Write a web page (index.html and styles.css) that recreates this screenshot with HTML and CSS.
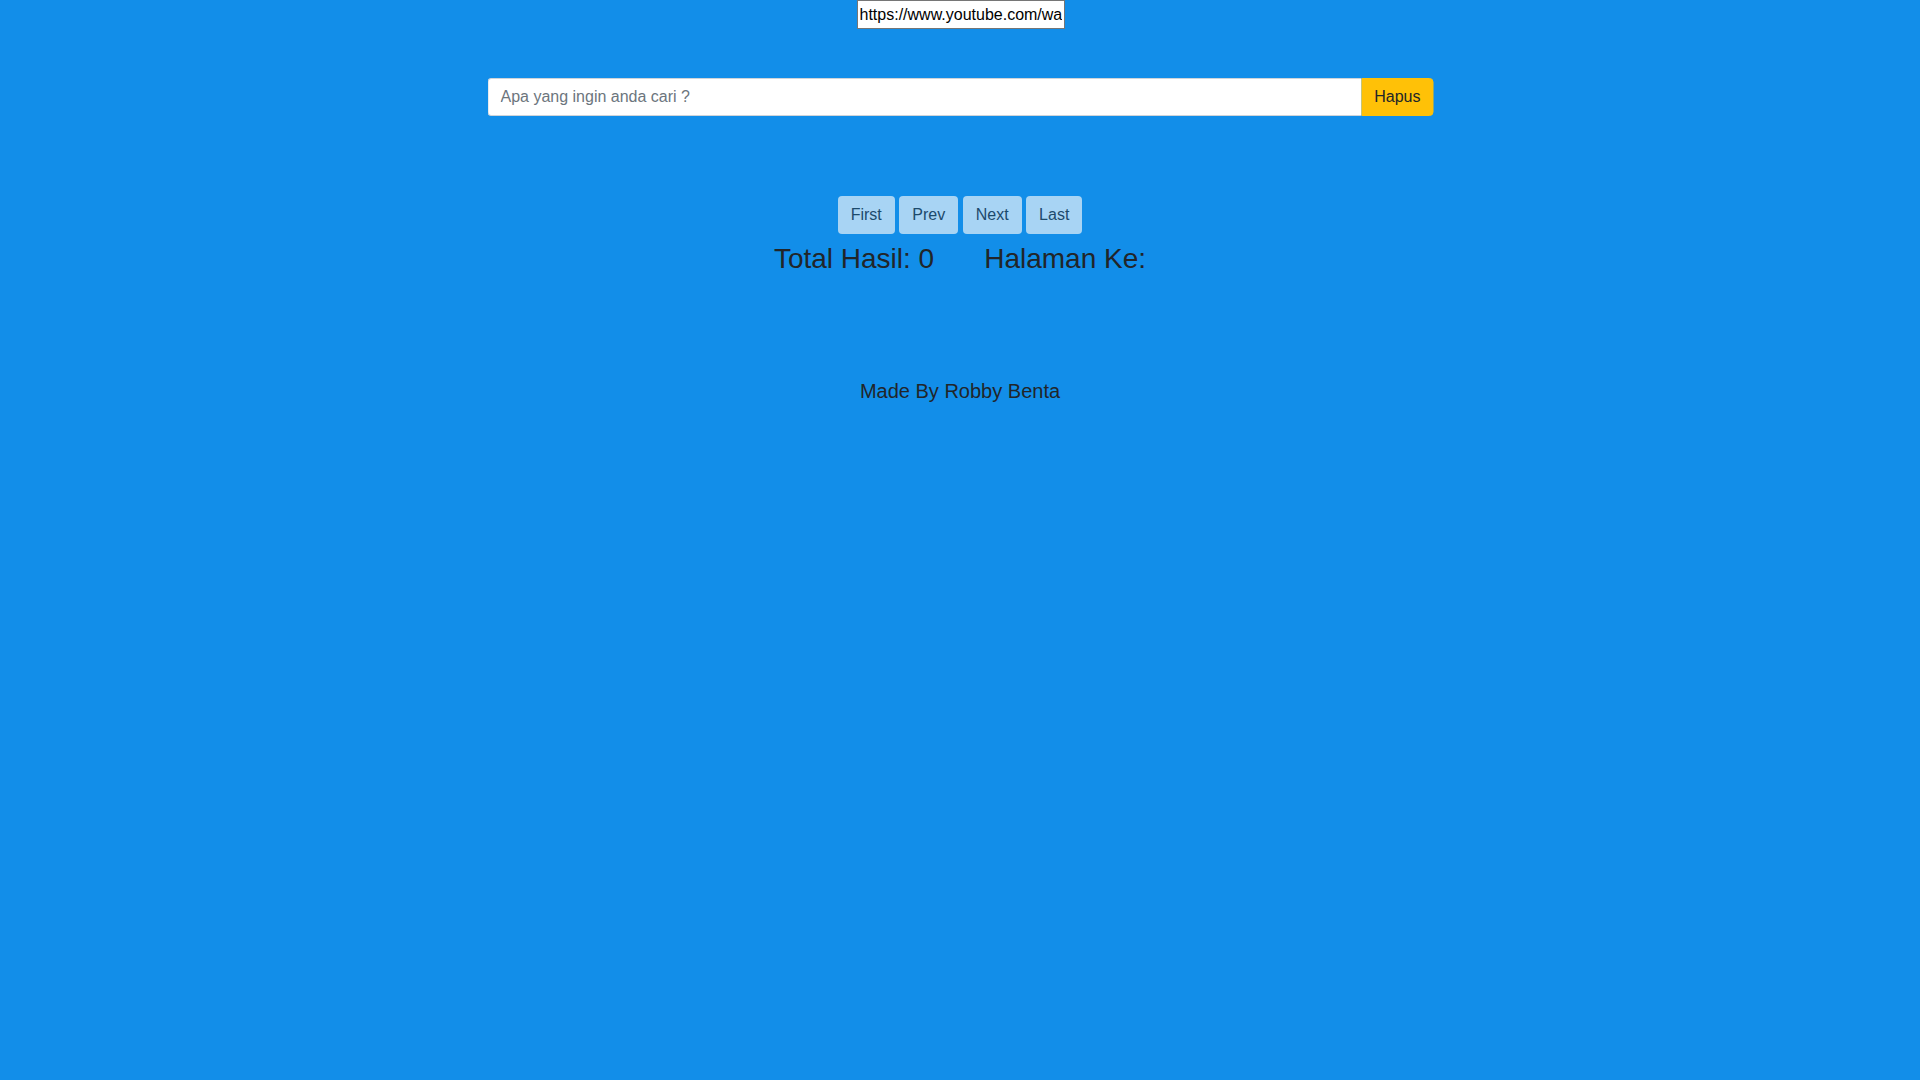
FILE: index.html
```html
<!DOCTYPE html>
<html lang="id">
<head>
<meta charset="utf-8">
<title>Pencarian</title>
<link rel="stylesheet" href="styles.css">
</head>
<body>
<div class="url-row">
  <input class="url-input" type="text" value="https://www.youtube.com/watch">
</div>
<div class="search">
  <input class="search-input" type="text" placeholder="Apa yang ingin anda cari ?">
  <button class="btn-hapus" type="button">Hapus</button>
</div>
<div class="pager">
  <button class="btn-page" type="button">First</button>
  <button class="btn-page" type="button">Prev</button>
  <button class="btn-page" type="button">Next</button>
  <button class="btn-page" type="button">Last</button>
</div>
<div class="stats">
  <h3 class="stat">Total Hasil: 0</h3>
  <h3 class="stat">Halaman Ke:</h3>
</div>
<h5 class="footer">Made By Robby Benta</h5>
</body>
</html>
```
FILE: styles.css
```css
html, body {
  margin: 0;
  padding: 0;
}
body {
  background: #128ee9;
  font-family: "Liberation Sans", Arial, sans-serif;
  color: #212529;
  height: 1080px;
}
.url-row {
  text-align: center;
  height: 29px;
}
.url-input {
  box-sizing: border-box;
  width: 208px;
  height: 29px;
  margin: 0 0 0 1px;
  border: 1px solid #767676;
  padding: 1px 2px;
  font-family: "Liberation Sans", Arial, sans-serif;
  font-size: 16px;
  color: #000;
  background: #fff;
  vertical-align: top;
  outline: none;
}
.search {
  display: flex;
  width: 946px;
  margin: 49px auto 0;
  height: 38px;
  transform: translateX(0.5px);
}
.search-input {
  flex: 1;
  box-sizing: border-box;
  height: 38px;
  margin: 0;
  border: 1px solid #ced4da;
  border-right: none;
  border-radius: 4px 0 0 4px;
  padding: 6px 12px;
  font-family: "Liberation Sans", Arial, sans-serif;
  font-size: 16px;
  color: #495057;
  background: #fff;
  outline: none;
}
.search-input::placeholder {
  color: #6c757d;
  opacity: 1;
}
.btn-hapus {
  box-sizing: border-box;
  height: 38px;
  margin: 0;
  border: 1px solid #ffc107;
  border-radius: 0 4px 4px 0;
  padding: 6px 12px;
  background: #ffc107;
  color: #212529;
  font-family: "Liberation Sans", Arial, sans-serif;
  font-size: 16px;
  line-height: 24px;
}
.pager {
  margin-top: 80px;
  display: flex;
  justify-content: center;
  gap: 4.5px;
  height: 38px;
}
.btn-page {
  box-sizing: border-box;
  height: 38px;
  margin: 0;
  border: 1px solid transparent;
  border-radius: 4px;
  padding: 6px 12px;
  background: rgb(168, 212, 244);
  color: rgb(28, 74, 108);
  font-family: "Liberation Sans", Arial, sans-serif;
  font-size: 16px;
  line-height: 24px;
}
.stats {
  display: flex;
  justify-content: center;
  gap: 50px;
  margin-top: 8px;
}
.stat {
  margin: 0;
  font-size: 28px;
  font-weight: 500;
  line-height: 1.2;
}
.footer {
  margin: 103px 0 0;
  text-align: center;
  font-size: 20px;
  font-weight: 500;
  line-height: 1.2;
}
```
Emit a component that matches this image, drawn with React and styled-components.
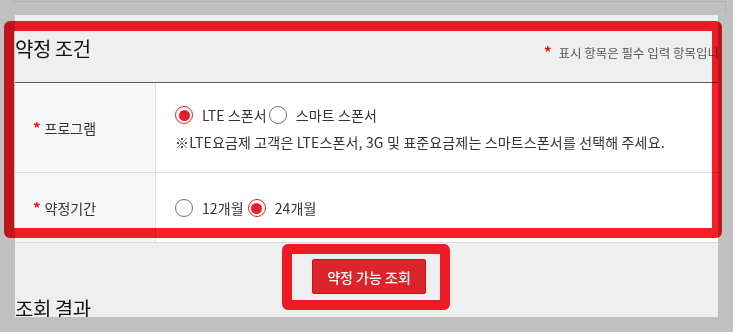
import React from "react";
import styled, { createGlobalStyle } from "styled-components";

const GlobalStyle = createGlobalStyle`
  html, body {
    margin: 0;
    padding: 0;
    background: #c0c0c0;
  }
  body {
    font-family: "Noto Sans CJK KR", "Noto Sans", sans-serif;
    color: #333;
  }
  * { box-sizing: border-box; }
`;

export default function App() {
  return (
    <>
      <GlobalStyle />
      <Screen>
        <Page>
          <Header>
            <Title>약정 조건</Title>
            <Required>
              <Star>*</Star> 표시 항목은 필수 입력 항목입니다.
            </Required>
          </Header>

          <FormRow $height={89}>
            <LabelCell>
              <Star>*</Star>
              <span>프로그램</span>
            </LabelCell>
            <ValueCell>
              <Options>
                <Option checked label="LTE 스폰서" />
                <Option label="스마트 스폰서" />
              </Options>
              <Help>※LTE요금제 고객은 LTE스폰서, 3G 및 표준요금제는 스마트스폰서를 선택해 주세요.</Help>
            </ValueCell>
          </FormRow>

          <FormRow $height={69}>
            <LabelCell>
              <Star>*</Star>
              <span>약정기간</span>
            </LabelCell>
            <ValueCell>
              <Options $gap={4}>
                <Option label="12개월" />
                <Option checked label="24개월" />
              </Options>
            </ValueCell>
          </FormRow>

          <ButtonRow>
            <SearchButton type="button">약정 가능 조회</SearchButton>
          </ButtonRow>

          <Title $result>조회 결과</Title>
        </Page>

        {/* annotation marks drawn over the capture */}
        <Mark $left={4} $top={21} $width={718} $height={217} />
        <Mark $left={282} $top={244} $width={168} $height={66} />
      </Screen>
    </>
  );
}

function Option({ checked, label }) {
  return (
    <OptionItem>
      <Radio $checked={checked} />
      <OptionText>{label}</OptionText>
    </OptionItem>
  );
}

const Screen = styled.div`
  position: relative;
  width: 733px;
  height: 332px;
  overflow: hidden;
  padding: 15px 0 0 15px;
  &::before {
    content: "";
    position: absolute;
    top: 1px;
    left: 13px;
    width: 712px;
    height: 1px;
    background: #b3b3b3;
  }
  &::after {
    content: "";
    position: absolute;
    top: 0;
    left: 725px;
    width: 1px;
    height: 12px;
    background: #b3b3b3;
  }
`;

const Page = styled.div`
  width: 703px;
  height: 302px;
  overflow: hidden;
  background: #efefef;
`;

const Header = styled.div`
  display: grid;
  grid-template-columns: 529px 1fr;
  align-items: center;
  height: 68px;
  padding-top: 1px;
  border-bottom: 1px solid #5c5c5c;
`;

const Title = styled.h2`
  margin: ${(p) => (p.$result ? "1px 0 0" : "0")};
  font-size: 20px;
  font-weight: 400;
  line-height: 28px;
  color: #111;
  letter-spacing: -0.5px;
`;

const Required = styled.p`
  margin: 4px 0 0;
  font-size: 12.5px;
  color: #555;
  white-space: nowrap;
`;

const Star = styled.span`
  color: #e8141c;
  font-weight: 700;
  font-size: 15px;
  margin-right: 4px;
`;

const FormRow = styled.div`
  display: grid;
  grid-template-columns: 141px 1fr;
  min-height: ${(p) => p.$height + 1}px;
  border-bottom: 1px solid #dcdcdc;
`;

const LabelCell = styled.div`
  display: flex;
  align-items: center;
  padding-left: 18px;
  background: #f6f6f6;
  border-right: 1px solid #e2e2e2;
  font-size: 14px;
  color: #333;
`;

const ValueCell = styled.div`
  display: flex;
  flex-direction: column;
  justify-content: center;
  gap: 6px;
  padding: 1px 0 0 19px;
  background: #fff;
`;

const Options = styled.div`
  display: flex;
  align-items: center;
  gap: ${(p) => p.$gap ?? 2}px;
`;

const OptionItem = styled.label`
  display: inline-flex;
  align-items: center;
  height: 21px;
`;

const Radio = styled.span`
  position: relative;
  flex: none;
  width: 18px;
  height: 18px;
  border-radius: 50%;
  background: #fff;
  border: ${(p) => (p.$checked ? "1.5px solid #e3212a" : "1px solid #707070")};
  &::after {
    content: "";
    display: ${(p) => (p.$checked ? "block" : "none")};
    position: absolute;
    inset: 2.5px;
    border-radius: 50%;
    background: #e3212a;
  }
`;

const OptionText = styled.span`
  margin-left: 9px;
  font-size: 14px;
  letter-spacing: 0.1px;
  color: #333;
`;

const Help = styled.p`
  margin: 0;
  font-size: 14px;
  letter-spacing: 0.15px;
  color: #333;
  white-space: nowrap;
`;

const ButtonRow = styled.div`
  display: flex;
  padding: 16px 0 0 297px;
`;

const SearchButton = styled.button`
  width: 114px;
  height: 35px;
  border: 1px solid #c4141b;
  border-radius: 2px;
  background: #dc252b;
  color: #fff;
  font-family: inherit;
  font-size: 14px;
  font-weight: 500;
`;

const Mark = styled.div`
  position: absolute;
  left: ${(p) => p.$left}px;
  top: ${(p) => p.$top}px;
  width: ${(p) => p.$width}px;
  height: ${(p) => p.$height}px;
  border: 10px solid #fd1d26;
  border-radius: 6px;
  mix-blend-mode: multiply;
  pointer-events: none;
`;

===============

▶ Task goal:
Pick out the lines containing the string "index" and show them.

▶ Reply:
Write a web page (index.html and styles.css) that recreates this screenshot with HTML and CSS.
FILE: index.html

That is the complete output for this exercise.